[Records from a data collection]
☆ ☆ ☆
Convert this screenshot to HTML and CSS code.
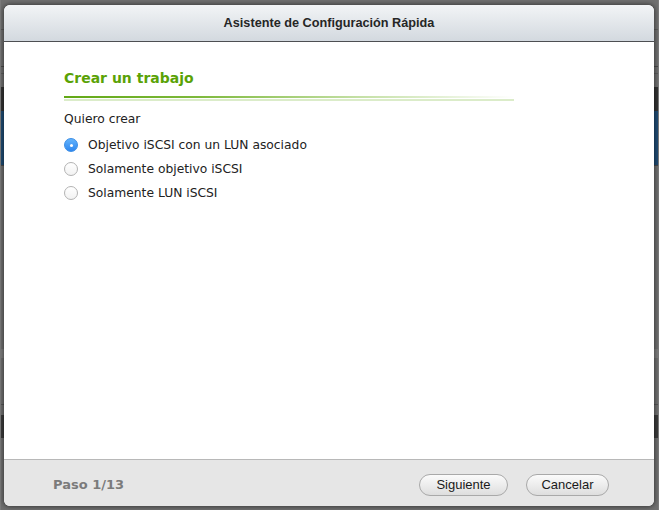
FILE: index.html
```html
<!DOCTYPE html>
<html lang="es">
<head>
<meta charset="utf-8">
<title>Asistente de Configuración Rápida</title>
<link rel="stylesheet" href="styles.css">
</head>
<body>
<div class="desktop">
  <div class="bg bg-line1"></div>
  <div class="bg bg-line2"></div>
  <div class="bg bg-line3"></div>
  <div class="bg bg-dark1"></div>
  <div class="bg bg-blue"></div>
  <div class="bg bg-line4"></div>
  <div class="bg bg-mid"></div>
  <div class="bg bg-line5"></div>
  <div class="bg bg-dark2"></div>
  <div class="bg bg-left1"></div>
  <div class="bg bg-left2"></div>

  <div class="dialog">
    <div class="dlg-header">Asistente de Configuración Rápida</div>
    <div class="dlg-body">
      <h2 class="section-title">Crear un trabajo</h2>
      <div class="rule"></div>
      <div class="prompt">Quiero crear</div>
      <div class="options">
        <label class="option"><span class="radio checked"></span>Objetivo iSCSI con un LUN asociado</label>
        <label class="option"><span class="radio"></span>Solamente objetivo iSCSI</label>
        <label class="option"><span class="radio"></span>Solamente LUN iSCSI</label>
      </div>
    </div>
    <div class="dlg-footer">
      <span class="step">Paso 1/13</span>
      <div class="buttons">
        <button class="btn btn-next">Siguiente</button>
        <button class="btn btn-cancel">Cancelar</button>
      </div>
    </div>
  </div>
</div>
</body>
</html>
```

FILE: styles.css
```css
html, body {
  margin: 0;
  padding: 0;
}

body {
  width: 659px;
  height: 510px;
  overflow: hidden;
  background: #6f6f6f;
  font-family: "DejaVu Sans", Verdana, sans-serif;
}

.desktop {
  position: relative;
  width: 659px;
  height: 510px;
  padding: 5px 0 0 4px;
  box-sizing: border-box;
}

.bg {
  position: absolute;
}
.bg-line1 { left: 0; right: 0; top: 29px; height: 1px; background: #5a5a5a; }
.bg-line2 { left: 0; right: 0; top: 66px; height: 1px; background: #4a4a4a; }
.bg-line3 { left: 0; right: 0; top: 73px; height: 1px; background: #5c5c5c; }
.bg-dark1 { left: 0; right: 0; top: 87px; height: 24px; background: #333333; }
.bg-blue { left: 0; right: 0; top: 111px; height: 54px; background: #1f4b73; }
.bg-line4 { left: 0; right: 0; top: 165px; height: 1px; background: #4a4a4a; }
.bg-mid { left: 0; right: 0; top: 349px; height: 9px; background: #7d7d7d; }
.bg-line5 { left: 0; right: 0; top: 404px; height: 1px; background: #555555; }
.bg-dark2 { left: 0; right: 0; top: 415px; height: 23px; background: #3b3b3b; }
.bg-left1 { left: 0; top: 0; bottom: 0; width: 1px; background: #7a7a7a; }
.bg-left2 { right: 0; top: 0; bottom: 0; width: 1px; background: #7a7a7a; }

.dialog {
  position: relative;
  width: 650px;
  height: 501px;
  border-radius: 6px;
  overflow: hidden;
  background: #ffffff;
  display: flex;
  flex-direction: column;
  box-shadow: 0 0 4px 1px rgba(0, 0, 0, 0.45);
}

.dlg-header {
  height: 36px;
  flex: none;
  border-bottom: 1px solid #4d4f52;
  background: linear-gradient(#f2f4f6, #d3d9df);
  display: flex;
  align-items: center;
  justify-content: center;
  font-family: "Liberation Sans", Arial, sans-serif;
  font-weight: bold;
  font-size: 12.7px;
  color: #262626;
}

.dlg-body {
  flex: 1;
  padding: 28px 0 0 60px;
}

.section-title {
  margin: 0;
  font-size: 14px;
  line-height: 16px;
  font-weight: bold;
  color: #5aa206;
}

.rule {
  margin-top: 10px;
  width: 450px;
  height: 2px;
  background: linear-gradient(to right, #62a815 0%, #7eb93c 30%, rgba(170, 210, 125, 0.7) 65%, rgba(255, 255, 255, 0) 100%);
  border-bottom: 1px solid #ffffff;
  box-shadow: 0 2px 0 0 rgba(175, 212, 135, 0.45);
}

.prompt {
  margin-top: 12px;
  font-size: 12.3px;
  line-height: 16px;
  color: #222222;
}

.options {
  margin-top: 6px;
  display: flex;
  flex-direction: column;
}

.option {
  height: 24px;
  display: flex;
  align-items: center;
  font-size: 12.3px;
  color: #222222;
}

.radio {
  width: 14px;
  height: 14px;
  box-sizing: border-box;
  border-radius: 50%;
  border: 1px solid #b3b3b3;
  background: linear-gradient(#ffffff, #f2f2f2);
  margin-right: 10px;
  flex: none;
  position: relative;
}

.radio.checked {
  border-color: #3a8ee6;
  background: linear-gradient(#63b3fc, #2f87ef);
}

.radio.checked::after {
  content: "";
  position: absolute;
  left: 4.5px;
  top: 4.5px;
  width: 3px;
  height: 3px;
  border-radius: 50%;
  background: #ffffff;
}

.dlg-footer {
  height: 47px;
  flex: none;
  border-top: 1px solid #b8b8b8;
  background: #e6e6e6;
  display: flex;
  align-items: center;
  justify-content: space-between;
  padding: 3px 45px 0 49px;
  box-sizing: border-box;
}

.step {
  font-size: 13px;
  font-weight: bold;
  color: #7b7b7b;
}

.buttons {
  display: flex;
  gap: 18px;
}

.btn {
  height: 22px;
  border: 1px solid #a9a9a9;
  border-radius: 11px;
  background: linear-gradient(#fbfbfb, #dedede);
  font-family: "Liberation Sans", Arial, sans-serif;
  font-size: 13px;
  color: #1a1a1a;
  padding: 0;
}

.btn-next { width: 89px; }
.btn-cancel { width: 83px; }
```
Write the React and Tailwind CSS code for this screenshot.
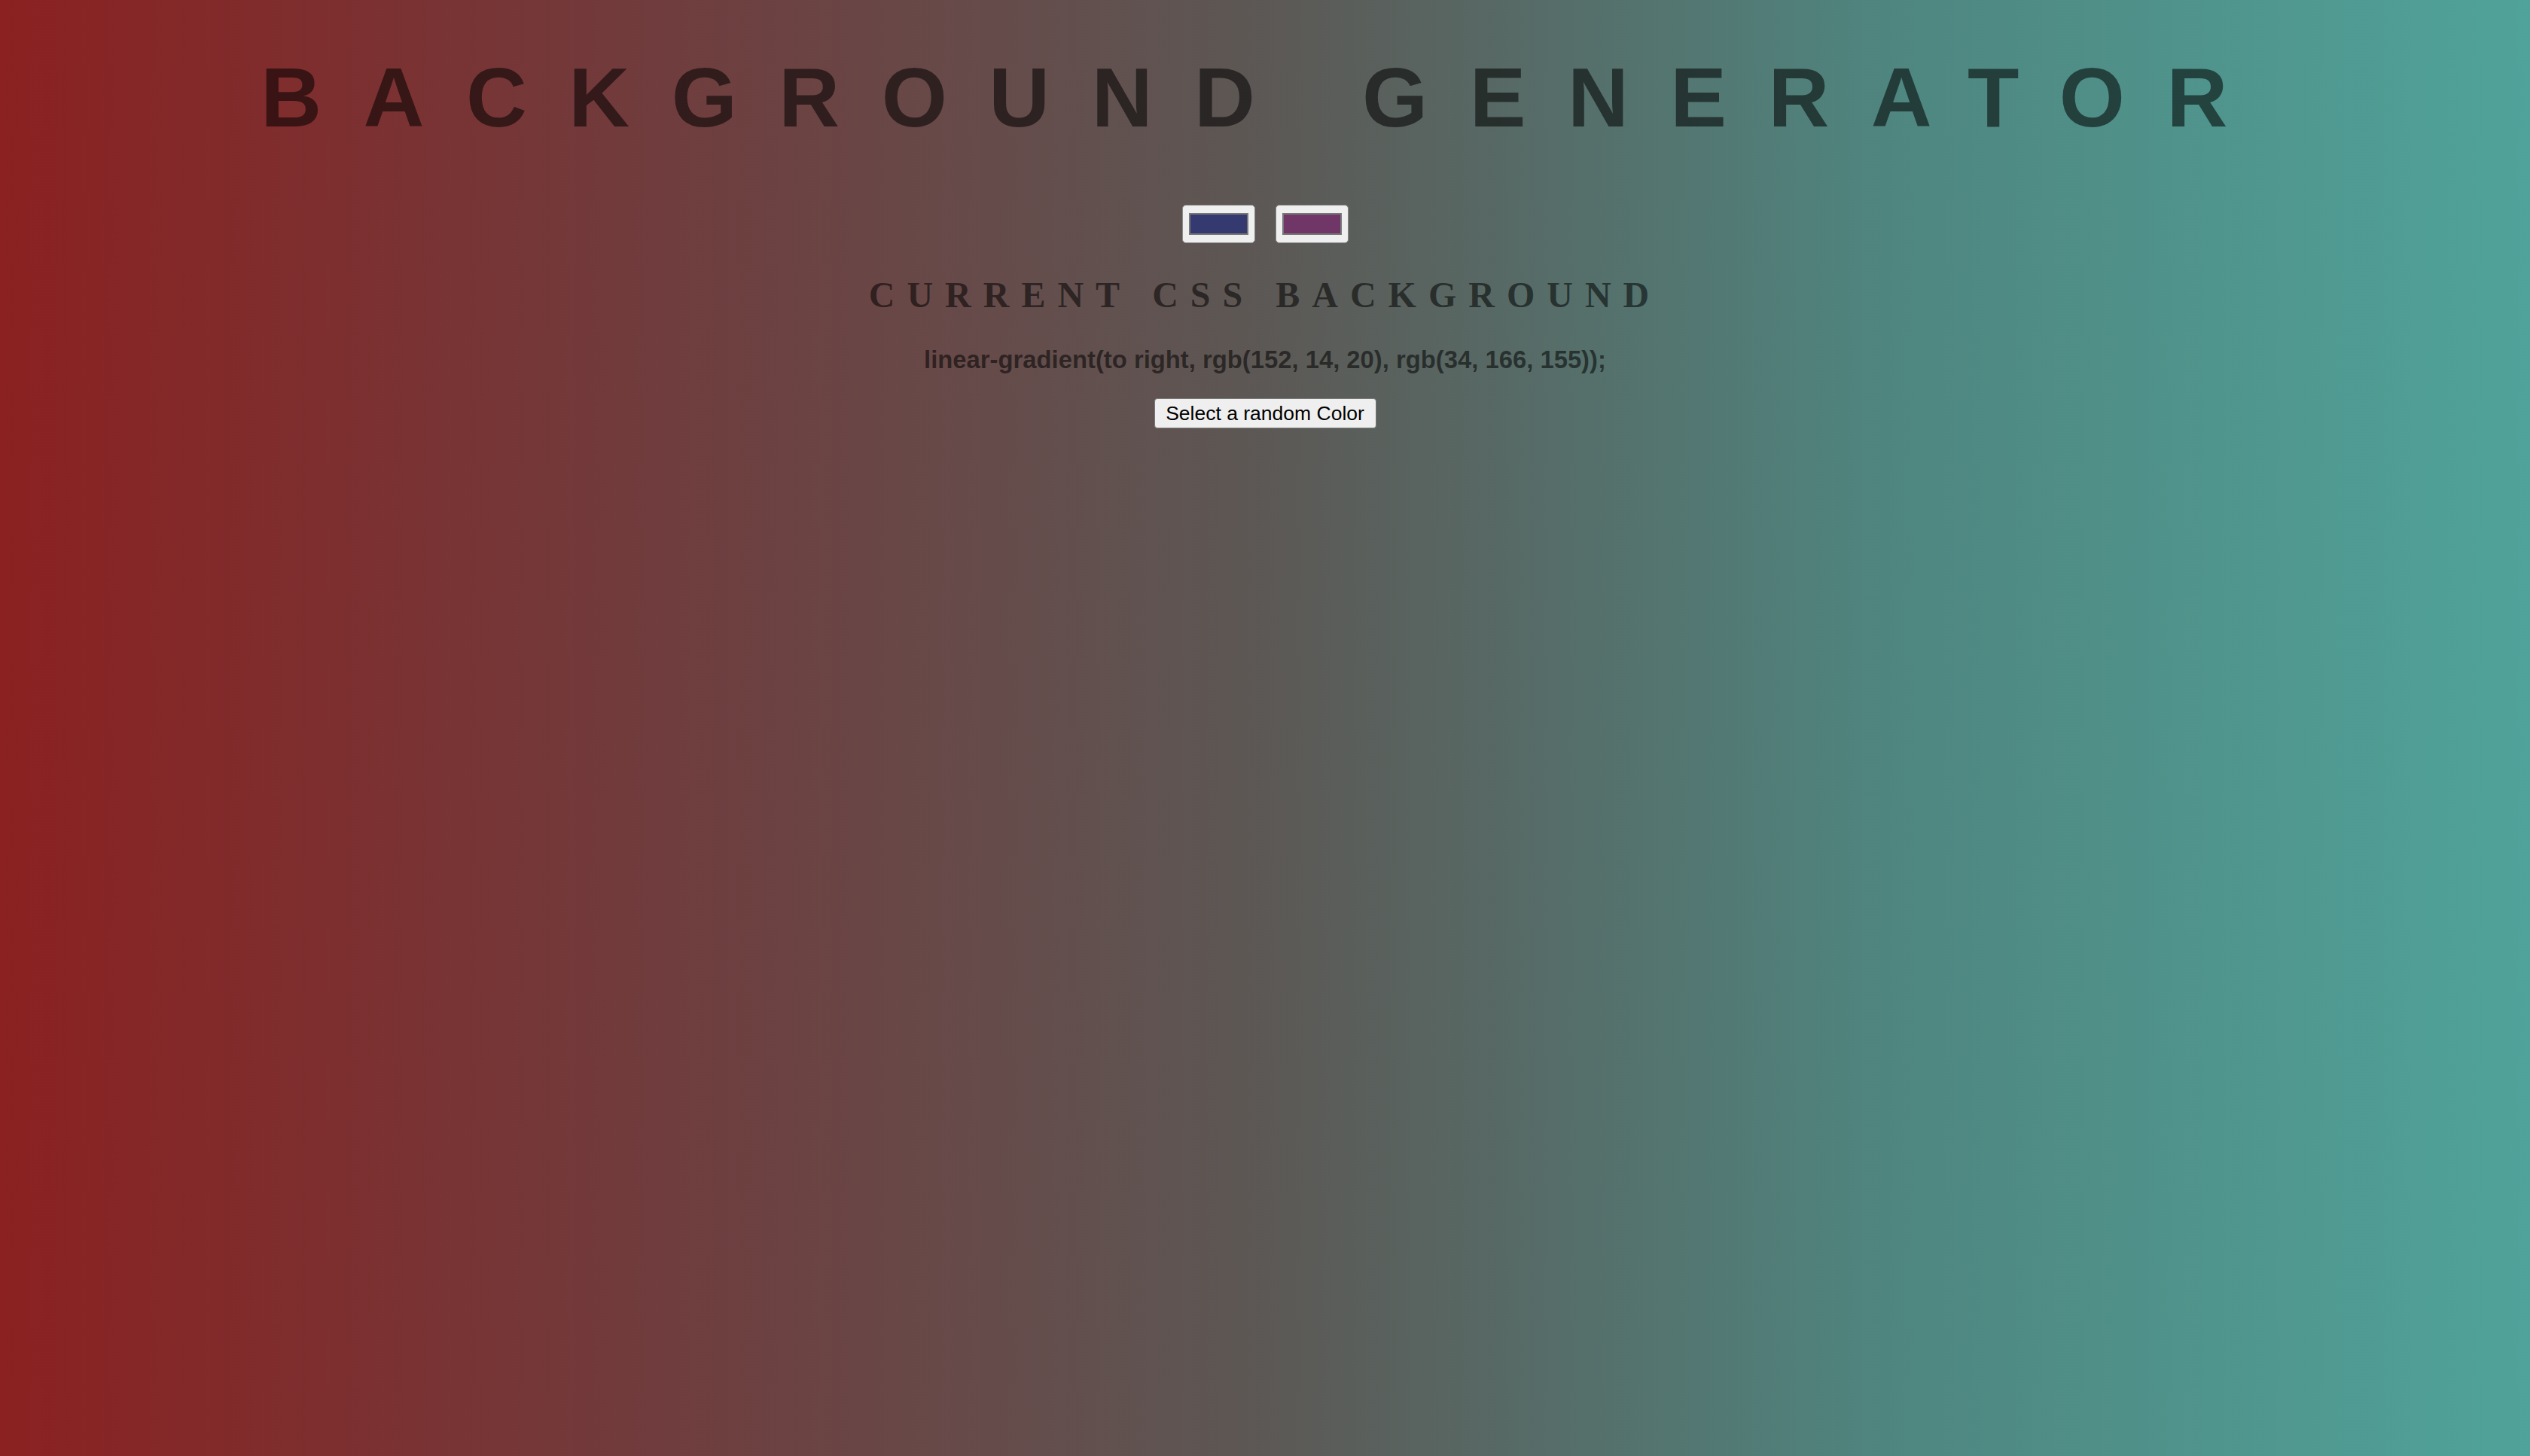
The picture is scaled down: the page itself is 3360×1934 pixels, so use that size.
☆ ☆ ☆
#### What is needed
Reproduce the entries above without change, omitting all pictures.

#### Answer to this task
Convert this screenshot to HTML and CSS code.
FILE: index.html
```html
<!DOCTYPE html>
<html lang="es">
<head>
<meta charset="utf-8">
<title>Asistente de Configuración Rápida</title>
<link rel="stylesheet" href="styles.css">
</head>
<body>
<div class="desktop">
  <div class="bg bg-line1"></div>
  <div class="bg bg-line2"></div>
  <div class="bg bg-line3"></div>
  <div class="bg bg-dark1"></div>
  <div class="bg bg-blue"></div>
  <div class="bg bg-line4"></div>
  <div class="bg bg-mid"></div>
  <div class="bg bg-line5"></div>
  <div class="bg bg-dark2"></div>
  <div class="bg bg-left1"></div>
  <div class="bg bg-left2"></div>

  <div class="dialog">
    <div class="dlg-header">Asistente de Configuración Rápida</div>
    <div class="dlg-body">
      <h2 class="section-title">Crear un trabajo</h2>
      <div class="rule"></div>
      <div class="prompt">Quiero crear</div>
      <div class="options">
        <label class="option"><span class="radio checked"></span>Objetivo iSCSI con un LUN asociado</label>
        <label class="option"><span class="radio"></span>Solamente objetivo iSCSI</label>
        <label class="option"><span class="radio"></span>Solamente LUN iSCSI</label>
      </div>
    </div>
    <div class="dlg-footer">
      <span class="step">Paso 1/13</span>
      <div class="buttons">
        <button class="btn btn-next">Siguiente</button>
        <button class="btn btn-cancel">Cancelar</button>
      </div>
    </div>
  </div>
</div>
</body>
</html>
```

FILE: styles.css
```css
html, body {
  margin: 0;
  padding: 0;
}

body {
  width: 659px;
  height: 510px;
  overflow: hidden;
  background: #6f6f6f;
  font-family: "DejaVu Sans", Verdana, sans-serif;
}

.desktop {
  position: relative;
  width: 659px;
  height: 510px;
  padding: 5px 0 0 4px;
  box-sizing: border-box;
}

.bg {
  position: absolute;
}
.bg-line1 { left: 0; right: 0; top: 29px; height: 1px; background: #5a5a5a; }
.bg-line2 { left: 0; right: 0; top: 66px; height: 1px; background: #4a4a4a; }
.bg-line3 { left: 0; right: 0; top: 73px; height: 1px; background: #5c5c5c; }
.bg-dark1 { left: 0; right: 0; top: 87px; height: 24px; background: #333333; }
.bg-blue { left: 0; right: 0; top: 111px; height: 54px; background: #1f4b73; }
.bg-line4 { left: 0; right: 0; top: 165px; height: 1px; background: #4a4a4a; }
.bg-mid { left: 0; right: 0; top: 349px; height: 9px; background: #7d7d7d; }
.bg-line5 { left: 0; right: 0; top: 404px; height: 1px; background: #555555; }
.bg-dark2 { left: 0; right: 0; top: 415px; height: 23px; background: #3b3b3b; }
.bg-left1 { left: 0; top: 0; bottom: 0; width: 1px; background: #7a7a7a; }
.bg-left2 { right: 0; top: 0; bottom: 0; width: 1px; background: #7a7a7a; }

.dialog {
  position: relative;
  width: 650px;
  height: 501px;
  border-radius: 6px;
  overflow: hidden;
  background: #ffffff;
  display: flex;
  flex-direction: column;
  box-shadow: 0 0 4px 1px rgba(0, 0, 0, 0.45);
}

.dlg-header {
  height: 36px;
  flex: none;
  border-bottom: 1px solid #4d4f52;
  background: linear-gradient(#f2f4f6, #d3d9df);
  display: flex;
  align-items: center;
  justify-content: center;
  font-family: "Liberation Sans", Arial, sans-serif;
  font-weight: bold;
  font-size: 12.7px;
  color: #262626;
}

.dlg-body {
  flex: 1;
  padding: 28px 0 0 60px;
}

.section-title {
  margin: 0;
  font-size: 14px;
  line-height: 16px;
  font-weight: bold;
  color: #5aa206;
}

.rule {
  margin-top: 10px;
  width: 450px;
  height: 2px;
  background: linear-gradient(to right, #62a815 0%, #7eb93c 30%, rgba(170, 210, 125, 0.7) 65%, rgba(255, 255, 255, 0) 100%);
  border-bottom: 1px solid #ffffff;
  box-shadow: 0 2px 0 0 rgba(175, 212, 135, 0.45);
}

.prompt {
  margin-top: 12px;
  font-size: 12.3px;
  line-height: 16px;
  color: #222222;
}

.options {
  margin-top: 6px;
  display: flex;
  flex-direction: column;
}

.option {
  height: 24px;
  display: flex;
  align-items: center;
  font-size: 12.3px;
  color: #222222;
}

.radio {
  width: 14px;
  height: 14px;
  box-sizing: border-box;
  border-radius: 50%;
  border: 1px solid #b3b3b3;
  background: linear-gradient(#ffffff, #f2f2f2);
  margin-right: 10px;
  flex: none;
  position: relative;
}

.radio.checked {
  border-color: #3a8ee6;
  background: linear-gradient(#63b3fc, #2f87ef);
}

.radio.checked::after {
  content: "";
  position: absolute;
  left: 4.5px;
  top: 4.5px;
  width: 3px;
  height: 3px;
  border-radius: 50%;
  background: #ffffff;
}

.dlg-footer {
  height: 47px;
  flex: none;
  border-top: 1px solid #b8b8b8;
  background: #e6e6e6;
  display: flex;
  align-items: center;
  justify-content: space-between;
  padding: 3px 45px 0 49px;
  box-sizing: border-box;
}

.step {
  font-size: 13px;
  font-weight: bold;
  color: #7b7b7b;
}

.buttons {
  display: flex;
  gap: 18px;
}

.btn {
  height: 22px;
  border: 1px solid #a9a9a9;
  border-radius: 11px;
  background: linear-gradient(#fbfbfb, #dedede);
  font-family: "Liberation Sans", Arial, sans-serif;
  font-size: 13px;
  color: #1a1a1a;
  padding: 0;
}

.btn-next { width: 89px; }
.btn-cancel { width: 83px; }
```
Write the React and Tailwind CSS code for this screenshot.
The picture is scaled down: the page itself is 3360×1934 pixels, so use that size.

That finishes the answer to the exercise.